Он стоял и думал о том, что завтра он с настоящим боевым автоматом в руках будет стоять вот так же возле братской могилы защитников города. Он будет стоять прямо. И гордо. И не сойдёт с поста ни за что, даже если его жизни будет угрожать опасность! И он не озябнет. И не простудится. Ни за что не простудится. Пусть не думают, что сейчас он стоит ради тренировки. Нужна ему тренировка! Он такой, как все. Просто надо же маме доказать, что он нисколько не хуже других и что ночью у него от этого стояния не будет никакой температуры.
Стемнело. Бабушка за балконной дверью зажгла над диваном висячую голубую лампочку. Потом встала, подошла к балкону и посмотрела вниз, туда, где стояли на снегу Бобочкины ноги в ботинках. Бабушка покачала головой и, подняв руку, показала Бобочке четыре пальца. Бобочка догадался: «Надо было надеть четвёртую пару». Он улыбнулся и подмигнул бабушке. Потом бабушка села под лампой и взяла в руки журнал «За рубежом». Это было опасно, и Бобочка насторожился: когда бабушка читала этот журнал, она забывала обо всем на свете. У Бобочки сразу озябли уши.

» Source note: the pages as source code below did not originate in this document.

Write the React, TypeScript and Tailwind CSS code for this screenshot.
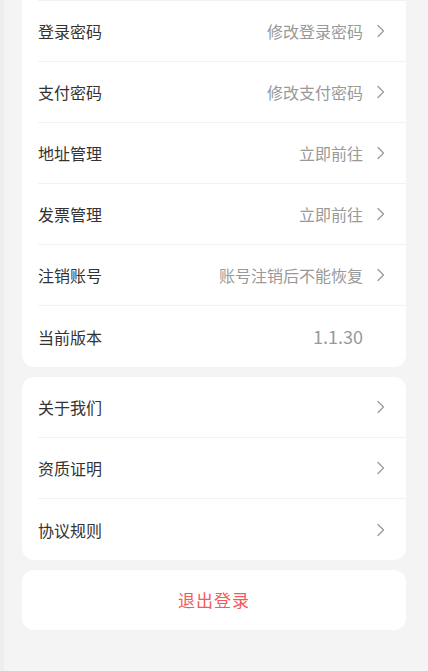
const Chevron = () => (
  <svg width="10" height="16" viewBox="0 0 10 16" fill="none" className="ml-[13px]">
    <path d="M2 2.5 L7.5 8 L2 13.5" stroke="#9a9a9a" strokeWidth="1.3" strokeLinecap="round" strokeLinejoin="round" />
  </svg>
);

interface rowProp {
  label: string;
  value?: string;
  arrow?: boolean;
  last?: boolean;
  big?: boolean;
}

const Row = ({ label, value, arrow = true, last, big }: rowProp) => {
  return (
    <div className={`h-[61px] flex items-center pr-[20px] ${last ? "" : "border-b border-[#f2f2f2]"}`}>
      <span className="text-[16px] text-[#333333] flex-1">{label}</span>
      {value && <span className={`${big ? "text-[18px]" : "text-[16px]"} text-[#999999]`}>{value}</span>}
      {arrow ? <Chevron /> : <span className="w-[23px]" />}
    </div>
  );
};

const App = () => {
  return (
    <div
      className="w-[428px] h-[671px] bg-[#f4f4f4] border-l-4 border-[#eeeeee] overflow-hidden"
      style={{ fontFamily: '"Noto Sans CJK SC", "Noto Sans", sans-serif' }}
    >
      <div className="pl-[18px] pr-[22px] flex flex-col gap-[10px]">
        {/* ACCOUNT SECTION */}
        <div className="bg-white rounded-b-[12px] pl-[16px]">
          <div className="border-t border-[#f2f2f2]">
            <Row label="登录密码" value="修改登录密码" />
            <Row label="支付密码" value="修改支付密码" />
            <Row label="地址管理" value="立即前往" />
            <Row label="发票管理" value="立即前往" />
            <Row label="注销账号" value="账号注销后不能恢复" />
            <Row label="当前版本" value="1.1.30" arrow={false} last big />
          </div>
        </div>

        {/* ABOUT SECTION */}
        <div className="bg-white rounded-[12px] pl-[16px]">
          <Row label="关于我们" />
          <Row label="资质证明" />
          <Row label="协议规则" last />
        </div>

        {/* LOGOUT */}
        <button className="h-[60px] bg-white rounded-[12px] text-[17px] text-[#f55a5a] tracking-[1px]">
          退出登录
        </button>
      </div>
    </div>
  );
};

export default App;
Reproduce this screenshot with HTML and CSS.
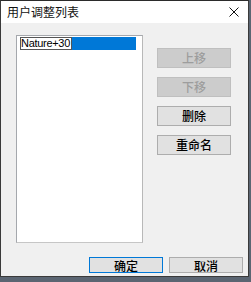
FILE: index.html
```html
<!DOCTYPE html>
<html>
<head>
<meta charset="utf-8">
<link rel="stylesheet" href="styles.css">
</head>
<body>
<div class="window">
  <div class="titlebar">
    <span class="title">用户调整列表</span>
    <svg class="close" width="10" height="10" viewBox="0 0 10 10"><path d="M0.5 0.5L9.5 9.5M9.5 0.5L0.5 9.5" stroke="#111" stroke-width="1" fill="none"/></svg>
  </div>
  <div class="client">
    <div class="main">
      <div class="listbox">
        <div class="item">
          <span class="edit">Nature+30</span>
          <span class="sel"></span>
        </div>
      </div>
      <div class="side">
        <button class="btn disabled">上移</button>
        <button class="btn disabled">下移</button>
        <button class="btn">删除</button>
        <button class="btn">重命名</button>
      </div>
    </div>
    <div class="footer">
      <button class="btn fbtn default">确定</button>
      <button class="btn fbtn">取消</button>
    </div>
  </div>
</div>
</body>
</html>
```
FILE: styles.css
```css
html, body {
  margin: 0;
  padding: 0;
}
body {
  width: 251px;
  height: 282px;
  background: #5b6572;
  font-family: "Noto Sans CJK SC", "Liberation Sans", sans-serif;
  overflow: hidden;
}
.window {
  width: 247px;
  height: 275px;
  border: 1px solid #3a3a3a;
  border-top-color: #2b2b2b;
  background: #f0f0f0;
  display: flex;
  flex-direction: column;
}
.titlebar {
  height: 22px;
  background: #ffffff;
  display: flex;
  align-items: center;
  justify-content: space-between;
  padding: 0 8px 0 6px;
}
.title {
  font-size: 12px;
  color: #111;
  line-height: 22px;
}
.close {
  display: block;
  margin-right: 1px;
}
.client {
  flex: 1;
  padding: 12px 5px 0 15px;
  display: flex;
  flex-direction: column;
}
.main {
  display: flex;
  align-items: flex-start;
}
.listbox {
  width: 122px;
  height: 205px;
  background: #fff;
  border: 1px solid #a5a8ad;
  border-bottom-color: #c6c6c6;
  border-right-color: #b8b8b8;
  padding: 1px 0 0 3px;
}
.item {
  display: flex;
  height: 13px;
}
.edit {
  width: 50px;
  height: 11px;
  border: 1px solid #555;
  background: #fff;
  font-family: "Liberation Sans", sans-serif;
  font-size: 11px;
  line-height: 11px;
  letter-spacing: -0.3px;
  color: #000;
  white-space: nowrap;
}
.sel {
  width: 64px;
  background: #0078d7;
}
.side {
  margin-left: 14px;
  margin-top: 13px;
  display: flex;
  flex-direction: column;
  gap: 9px;
}
.btn {
  width: 74px;
  height: 20px;
  padding: 0;
  background: #e1e1e1;
  border: 1px solid #adadad;
  font-family: "Noto Sans CJK SC", sans-serif;
  font-size: 12px;
  font-weight: 500;
  color: #000;
  line-height: 16px;
  border-radius: 0;
}
.btn.disabled {
  background: #cccccc;
  border-color: #bfbfbf;
  color: #9d9d9d;
}
.footer {
  margin-top: 14px;
  display: flex;
  justify-content: flex-end;
  gap: 6px;
}
.fbtn {
  height: 16px;
  line-height: 13px;
}
.btn.default {
  border-color: #0078d7;
}
```
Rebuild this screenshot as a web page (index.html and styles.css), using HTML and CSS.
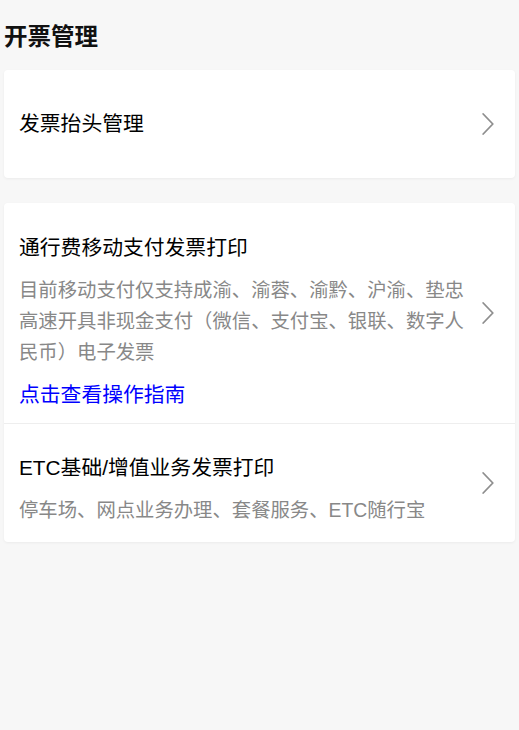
FILE: index.html
```html
<!DOCTYPE html>
<html lang="zh-CN">
<head>
<meta charset="utf-8">
<title>开票管理</title>
<link rel="stylesheet" href="styles.css">
</head>
<body>
<div class="page">
  <h1 class="page-title">开票管理</h1>

  <div class="card card-single">
    <div class="row row-simple">
      <div class="row-main">
        <div class="row-title">发票抬头管理</div>
      </div>
      <svg class="chevron" width="12" height="22" viewBox="0 0 12 22"><polyline points="1.2,1 10.8,11 1.2,21" fill="none" stroke="#8e8e8e" stroke-width="1.8" stroke-linecap="round" stroke-linejoin="round"/></svg>
    </div>
  </div>

  <div class="card">
    <div class="row row-first">
      <div class="row-main">
        <div class="row-title">通行费移动支付发票打印</div>
        <div class="row-desc">目前移动支付仅支持成渝、渝蓉、渝黔、沪渝、垫忠高速开具非现金支付（微信、支付宝、银联、数字人民币）电子发票</div>
        <a class="row-link" href="#">点击查看操作指南</a>
      </div>
      <svg class="chevron" width="12" height="22" viewBox="0 0 12 22"><polyline points="1.2,1 10.8,11 1.2,21" fill="none" stroke="#8e8e8e" stroke-width="1.8" stroke-linecap="round" stroke-linejoin="round"/></svg>
    </div>
    <div class="row row-last">
      <div class="row-main">
        <div class="row-title">ETC基础/增值业务发票打印</div>
        <div class="row-desc">停车场、网点业务办理、套餐服务、ETC随行宝</div>
      </div>
      <svg class="chevron" width="12" height="22" viewBox="0 0 12 22"><polyline points="1.2,1 10.8,11 1.2,21" fill="none" stroke="#8e8e8e" stroke-width="1.8" stroke-linecap="round" stroke-linejoin="round"/></svg>
    </div>
  </div>
</div>
</body>
</html>
```

FILE: styles.css
```css
* { box-sizing: border-box; }
html, body {
  margin: 0;
  padding: 0;
  background: #f7f7f7;
}
body {
  font-family: "Liberation Sans", "Noto Sans CJK SC", sans-serif;
  color: #000;
}
.page {
  padding: 20px 4px 0 4px;
  display: flex;
  flex-direction: column;
}
.page-title {
  margin: 0 0 15px 0;
  font-size: 23.5px;
  line-height: 35px;
  font-weight: bold;
  color: #111;
}
.card {
  background: #fff;
  border-radius: 4px;
  box-shadow: 0 1px 3px rgba(0, 0, 0, 0.05);
  margin-bottom: 25px;
  display: flex;
  flex-direction: column;
}
.row {
  display: flex;
  align-items: center;
  padding: 16px 21px 16px 15px;
}
.row-simple {
  padding-top: 39px;
  padding-bottom: 39px;
}
.row-first {
  padding-top: 13px;
  padding-bottom: 13px;
  border-bottom: 1px solid #eeeeee;
}
.row-main {
  flex: 1;
  min-width: 0;
  display: flex;
  flex-direction: column;
  align-items: flex-start;
}
.row-first .row-main {
  padding-top: 17px;
}
.row-last .row-main {
  padding-top: 13px;
}
.row-title {
  font-size: 20.8px;
  line-height: 30px;
  color: #000;
}
.row-desc {
  margin-top: 12px;
  font-size: 19.35px;
  line-height: 31px;
  color: #888888;
}
.row-link {
  margin-top: 12px;
  font-size: 20.8px;
  line-height: 30px;
  color: #0000ff;
  text-decoration: none;
}
.chevron {
  flex: none;
  margin-left: 16px;
  display: block;
}
```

«Так и замёрзнуть недолго. Зачитается теперь!» — подумал он. Но бабушка была серьёзным человеком. Почитав немного, она взглянула на будильник и показала внуку растопыренную пятерню.
«Пять минут!» — обрадовался Бобочка. Ушам стало тепло. Всё шло так, как было задумано. Но в это время вернулась с работы мама. Увидев стоявшего на морозе сына, она опытным взглядом врача сразу заметила синий Бобочкин нос и его пылающие уши. Как была, в пальто и в сапожках, мама рванулась к балкону. Но бабушка, отбросив свою газету, стала на её пути и отрицательно покачала головой. Мама что-то кричала и размахивала руками. Бабушка руками не махала, но тоже кричала и с места не сходила. Пока они ругались, Бобочка тихо и честно достоял последние экспериментальные минуты. Зазвонил будильник. Бабушка распахнула балкон. Бобочка строевым шагом подошёл к маме:
— На месте стой, раз-два! — весело крикнул он.
— Горчичники! Немедленно горчичники! — выговорила мама ледяным голосом. — И чай с мёдом.
— Не смеши людей, Антонина! — сказала бабушка. — Мальчик еще супу не ел, а ему чай с мёдом.
Мама, не слушая, гремела в аптечном шкафчике флаконами и коробками, разыскивала градусник.
— Мамочка! Вот увидишь, ничего не будет, — сказал Бобочка и добавил: — Ох, есть хочется — волка бы съел!
Он хорошо знал свою маму и помнил её правило: если ребенок хочет есть, он здоров.
— Иди мыть руки! — сказала мама и убрала в аптечку коробочку с аспирином.
На кухне бабушка разливала по тарелкам суп и довольным голосом пела песню о тачанке.
Саша чувствовал себя самым счастливым мальчиком на свете! Наконец-то повезло и ему. Всю жизнь его подводила его фамилия: она стояла первой в алфавитном списке класса, и, когда попадался трудный вопрос или урок, Сашина фамилия, как нарочно, первой бросалась в глаза учителю.
Но завтра он первый, в первой паре станет в почётный караул на комсомольско-пионерском Посту № 1, у Вечного огня города-героя.
Вернувшись из школы, Саша, как всегда, привёл из детского сада Маринку, послушал радиопередачу для школьников, потом сел учить уроки. И вдруг почувствовал, что не может сосредоточиться. Он сидел за столом чуть ли не целый час, а учебник был раскрыт всё на той же странице. Саша встал из-за стола, походил по комнате. Потом понял, что он должен сказать кому-то всё, что он думает сейчас.
— Мама! Только ты не смейся. У меня внутри сейчас такое, какое со мной было только два раза: когда меня принимали в пионеры и когда мы в аэропорту Фиделя встречали, — говорил он маме, заканчивая рассказ обо всём, что было сегодня в школьном зале.
— Почему же я должна смеяться, по-твоему? — Мама стояла у стола и гладила Маринкино голубое в полоску платье.
— Ну, я знаю, ты не любишь, когда все высокие слова вслух говорятся.
— Я не люблю, сынок, когда эти высокие слова говорят часто и громко. А один раз и потихоньку — как же без этого проживёшь…
— Мама, знаешь, у нас сегодня выступал один участник Сталинградской битвы. Он сказал: «Запомните всё, о чём вы там, в карауле, будете думать». Мама, а о чём я буду думать? — спросил Саша.
Мама долго молчала. Потом выключила и поставила на подставку горячий утюг и ушла в другую комнату. Она вернулась не сразу. В руках она держала фотографию, которую Саша хорошо знал: это был портрет маминого брата, дяди Серёжи, погибшего под Смоленском в 42-м году.